I have changed my dividend distribution option from cash to reinvestment into additional shares.

5. Sold 100 of the 150 ABWPRA at 22.2 (see Disclaimer): I did not care for the 1st quarter earnings report from Associated Banc-Corp. The bank continued to lose way too much money in my opinion at this stage in the credit cycle. I would have sold all of my shares in ABWPRA except the bank did raise $500 million in a common stock offering earlier in the year, giving it a buffer to work through the poor decisions made by it in the past. Some would say that credit related charges in the 1st quarter of 165.7 million is an improvement over 405.3 million in charges in the 4th quarter of 2009. I would agree that the trend is positive but the amounts for a bank this size speak volumes about the competence of management. I do not own the common stock and have no intention of buying it.

I sold 50 of the 100 shares in the main taxable account, and those shares were the highest cost shares purchased at $21.04. I will keep the 50 shares bought at $19.42 in that account.

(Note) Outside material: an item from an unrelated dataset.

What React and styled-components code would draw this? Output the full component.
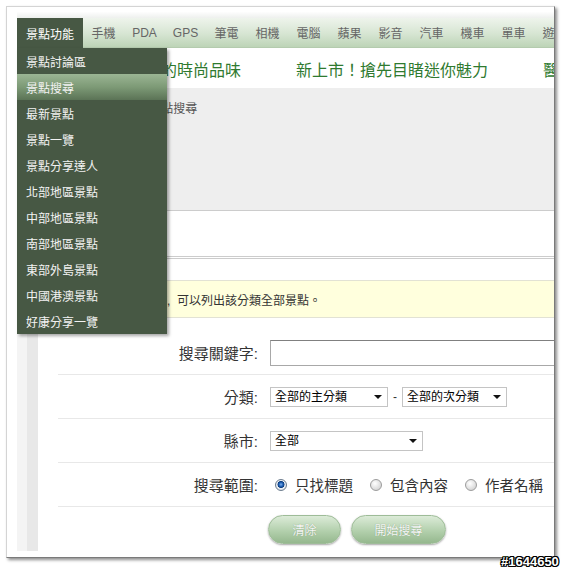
import styled, { createGlobalStyle } from "styled-components";

const GlobalStyle = createGlobalStyle`
  html, body {
    margin: 0;
    padding: 0;
    background: #fff;
  }
  body {
    font-family: "Liberation Sans", "Noto Sans CJK TC", sans-serif;
    color: #333;
  }
`;

const navItems = ["手機", "PDA", "GPS", "筆電", "相機", "電腦", "蘋果", "影音", "汽車", "機車", "單車", "遊戲"];

const menuItems = [
  "景點討論區",
  "景點搜尋",
  "最新景點",
  "景點一覽",
  "景點分享達人",
  "北部地區景點",
  "中部地區景點",
  "南部地區景點",
  "東部外島景點",
  "中國港澳景點",
  "好康分享一覽",
];

const headlines = ["展現獨特的時尚品味", "新上市！搶先目睹迷你魅力", "醫美保養新知大公開"];

export default () => {
  return (
    <Page>
      <GlobalStyle />
      <Frame>
        <Content>
          <TopBar />
          <Nav>
            <NavItem $active>景點功能</NavItem>
            {navItems.map((n) => (
              <NavItem key={n}>{n}</NavItem>
            ))}
          </Nav>
          <Headlines>
            {headlines.map((h) => (
              <Headline key={h}>{h}</Headline>
            ))}
          </Headlines>
          <Body>
            <Strip />
            <Main>
              <Crumb>首頁 &gt; 景點功能 &gt; 景點搜尋</Crumb>
              <TitleGap />
              <DoubleRule />
              <Notice>當您只選擇分類時,&nbsp;&nbsp;可以列出該分類全部景點。</Notice>
              <Form>
                <Row>
                  <Label>搜尋關鍵字:</Label>
                  <TextInput type="text" />
                </Row>
                <Row>
                  <Label>分類:</Label>
                  <Controls>
                    <SelectWrap $w={118}>
                      <Select defaultValue="a">
                        <option value="a">全部的主分類</option>
                      </Select>
                      <Caret />
                    </SelectWrap>
                    <Dash>-</Dash>
                    <SelectWrap $w={105}>
                      <Select defaultValue="a">
                        <option value="a">全部的次分類</option>
                      </Select>
                      <Caret />
                    </SelectWrap>
                  </Controls>
                </Row>
                <Row>
                  <Label>縣市:</Label>
                  <Controls>
                    <SelectWrap $w={153}>
                      <Select defaultValue="a">
                        <option value="a">全部</option>
                      </Select>
                      <Caret />
                    </SelectWrap>
                  </Controls>
                </Row>
                <Row>
                  <Label>搜尋範圍:</Label>
                  <Controls>
                    <RadioLabel>
                      <Radio type="radio" name="scope" defaultChecked />
                      只找標題
                    </RadioLabel>
                    <RadioLabel>
                      <Radio type="radio" name="scope" />
                      包含內容
                    </RadioLabel>
                    <RadioLabel>
                      <Radio type="radio" name="scope" />
                      作者名稱
                    </RadioLabel>
                  </Controls>
                </Row>
                <Row $last>
                  <span />
                  <Buttons>
                    <PillButton $w={73}>清除</PillButton>
                    <PillButton $w={95}>開始搜尋</PillButton>
                  </Buttons>
                </Row>
              </Form>
            </Main>
          </Body>
          <Menu>
            {menuItems.map((m, i) => (
              <MenuItem key={m} $active={i === 1}>
                {m}
              </MenuItem>
            ))}
          </Menu>
        </Content>
      </Frame>
      <Watermark>#1644650</Watermark>
    </Page>
  );
};

const Page = styled.div`
  position: relative;
  width: 567px;
  height: 568px;
  overflow: hidden;
`;

const Frame = styled.div`
  box-sizing: border-box;
  margin: 6px 0 0 6px;
  width: 549px;
  height: 552px;
  border: 1px solid #d4d4d4;
  border-right-color: #7a7a7a;
  border-bottom-color: #7a7a7a;
  box-shadow: 2px 2px 3px rgba(0, 0, 0, 0.45);
  padding-left: 10px;
  overflow: hidden;
  background: #fff;
`;

const Content = styled.div`
  position: relative;
  width: 620px;
`;

const TopBar = styled.div`
  height: 11px;
  background: linear-gradient(#fff 40%, #eef0ee);
`;

const Nav = styled.div`
  display: flex;
  height: 30px;
  background: linear-gradient(#eef4ec, #d6e5d2 55%, #bdd4b7);
  border-bottom: 1px solid #b4cbae;
  box-sizing: border-box;
  white-space: nowrap;
`;

const NavItem = styled.div`
  display: flex;
  align-items: center;
  justify-content: center;
  flex: none;
  width: ${(p) => (p.$active ? "66px" : "41px")};
  font-size: 12px;
  color: ${(p) => (p.$active ? "#fff" : "#666")};
  background: ${(p) => (p.$active ? "#475844" : "transparent")};
  margin-bottom: ${(p) => (p.$active ? "-1px" : "0")};
`;

const Headlines = styled.div`
  display: flex;
  gap: 55px;
  height: 40px;
  box-sizing: border-box;
  padding: 14px 0 0 80px;
  white-space: nowrap;
`;

const Headline = styled.div`
  font-size: 16px;
  line-height: 18px;
  color: #2f7a2f;
`;

const Body = styled.div`
  display: flex;
`;

const Strip = styled.div`
  flex: none;
  width: 21px;
  background: linear-gradient(to right, #f4f4f4 0 10px, #e8e8e8 10px);
`;

const Main = styled.div`
  flex: 1;
  min-width: 0;
`;

const Crumb = styled.div`
  height: 123px;
  box-sizing: border-box;
  background: #eee;
  border-bottom: 1px solid #ccc;
  padding: 14px 0 0 12px;
  font-size: 12px;
  line-height: 14px;
  color: #555;
`;

const TitleGap = styled.div`
  height: 45px;
`;

const DoubleRule = styled.div`
  height: 1px;
  border-top: 1px solid #ccc;
  border-bottom: 1px solid #ccc;
`;

const Notice = styled.div`
  margin-top: 21px;
  height: 38px;
  box-sizing: border-box;
  display: flex;
  align-items: center;
  padding-left: 33px;
  background: #ffffdd;
  border-top: 1px solid #e2e2d4;
  border-bottom: 1px solid #e2e2d4;
  font-size: 12px;
  color: #333;
  white-space: nowrap;
`;

const Form = styled.div`
  margin: 13px 0 0 20px;
`;

const Row = styled.div`
  display: grid;
  grid-template-columns: 200px 1fr;
  column-gap: 12px;
  align-items: center;
  height: 44px;
  box-sizing: border-box;
  border-bottom: ${(p) => (p.$last ? "none" : "1px solid #e8e8e8")};
`;

const Label = styled.div`
  text-align: right;
  font-size: 15px;
  color: #333;
`;

const Controls = styled.div`
  display: flex;
  align-items: center;
`;

const TextInput = styled.input`
  box-sizing: border-box;
  width: 300px;
  height: 26px;
  border: 1px solid #a8a8a8;
  border-top-color: #808080;
  background: #fff;
  padding: 0 4px;
  outline: none;
`;

const SelectWrap = styled.div`
  position: relative;
  width: ${(p) => p.$w}px;
  height: 20px;
`;

const Select = styled.select`
  appearance: none;
  box-sizing: border-box;
  width: 100%;
  height: 100%;
  border: 1px solid #c4c4c4;
  border-radius: 0;
  background: #fff;
  padding: 0 0 0 4px;
  font-family: "Liberation Sans", "Noto Sans CJK TC", sans-serif;
  font-size: 12px;
  color: #000;
  outline: none;
`;

const Caret = styled.span`
  position: absolute;
  right: 6px;
  top: 8px;
  width: 0;
  height: 0;
  border-left: 4px solid transparent;
  border-right: 4px solid transparent;
  border-top: 4px solid #111;
  pointer-events: none;
`;

const Dash = styled.span`
  width: 14px;
  text-align: center;
  font-size: 12px;
  color: #333;
`;

const RadioLabel = styled.label`
  display: flex;
  align-items: center;
  gap: 8px;
  margin-right: 12px;
  font-size: 14.5px;
  color: #333;
  white-space: nowrap;
`;

const Radio = styled.input`
  appearance: none;
  margin: 0 0 0 5px;
  width: 12px;
  height: 12px;
  border-radius: 50%;
  border: 1px solid #9c9c9c;
  box-sizing: border-box;
  background: radial-gradient(circle at 40% 35%, #fff, #c9c9c9);

  &:checked {
    border-color: #6d7d8e;
    background: radial-gradient(
      circle at 50% 45%,
      #7eb2ee 0,
      #1f5fb4 2px,
      #0c3c7c 3.2px,
      #eef2f7 3.8px,
      #c6ccd4 100%
    );
  }
`;

const Buttons = styled.div`
  display: flex;
  gap: 10px;
  margin-left: -2px;
`;

const PillButton = styled.button`
  width: ${(p) => p.$w}px;
  height: 29px;
  border: 1px solid #9ebc98;
  border-radius: 15px;
  background: linear-gradient(#dcebd8, #b3d0ad 55%, #95b88e);
  box-shadow: 0 1px 2px rgba(0, 0, 0, 0.35);
  font-family: "Liberation Sans", "Noto Sans CJK TC", sans-serif;
  font-size: 12px;
  color: #f6f6f6;
  text-shadow: 0 0 1px #7a9a74;
  padding: 0;
`;

const Menu = styled.div`
  position: absolute;
  left: 0;
  top: 41px;
  width: 150px;
  background: #475844;
  box-shadow: 2px 2px 3px rgba(0, 0, 0, 0.35);
`;

const MenuItem = styled.div`
  height: 26px;
  display: flex;
  align-items: center;
  padding-left: 9px;
  font-size: 12px;
  color: #f2f2f2;
  background: ${(p) => (p.$active ? "linear-gradient(#9bb594, #7d9a76 50%, #5b7356)" : "transparent")};
`;

const Watermark = styled.div`
  position: absolute;
  left: 501px;
  top: 555px;
  font-family: "Liberation Sans", sans-serif;
  font-weight: bold;
  font-size: 13px;
  line-height: 13px;
  color: #fff;
  text-shadow: -1px 0 #000, 1px 0 #000, 0 -1px #000, 0 1px #000, -1px -1px #000, 1px 1px #000, 1px -1px #000, -1px 1px #000;
`;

The other 50 shares were sold out of the ROTH, and those shares were bought at $21. I no longer view this TP from Associated Bank to be an appropriate investment for the retirement account. A couple of quarterly interest payments were received so this was a slightly profitable investment. I would consider buying back the 50 shares sold in the taxable account at below $19, provided I gain more comfort than now about the credit risk.

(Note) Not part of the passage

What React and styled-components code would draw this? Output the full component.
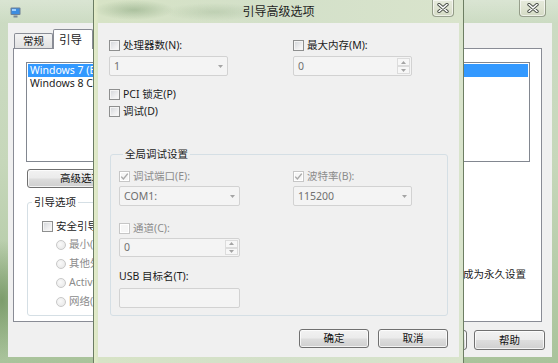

6. Sold 50 of 201 of MRO at $33.05 (See Disclaimer): I bought my position in MRO in two round lots of 100 shares. The first lot was purchased at $31.68. Using FIFO accounting, the fifty shares sold last Friday came from that lot. RB just said that it wants a divorce. I thereafter bought another 100 shares at $28.15. This transactions lowers my cost basis in the remaining shares. I am reinvesting the dividend to buy additional shares. In the event the share price falls below $28, I would consider buying back those 50 shares.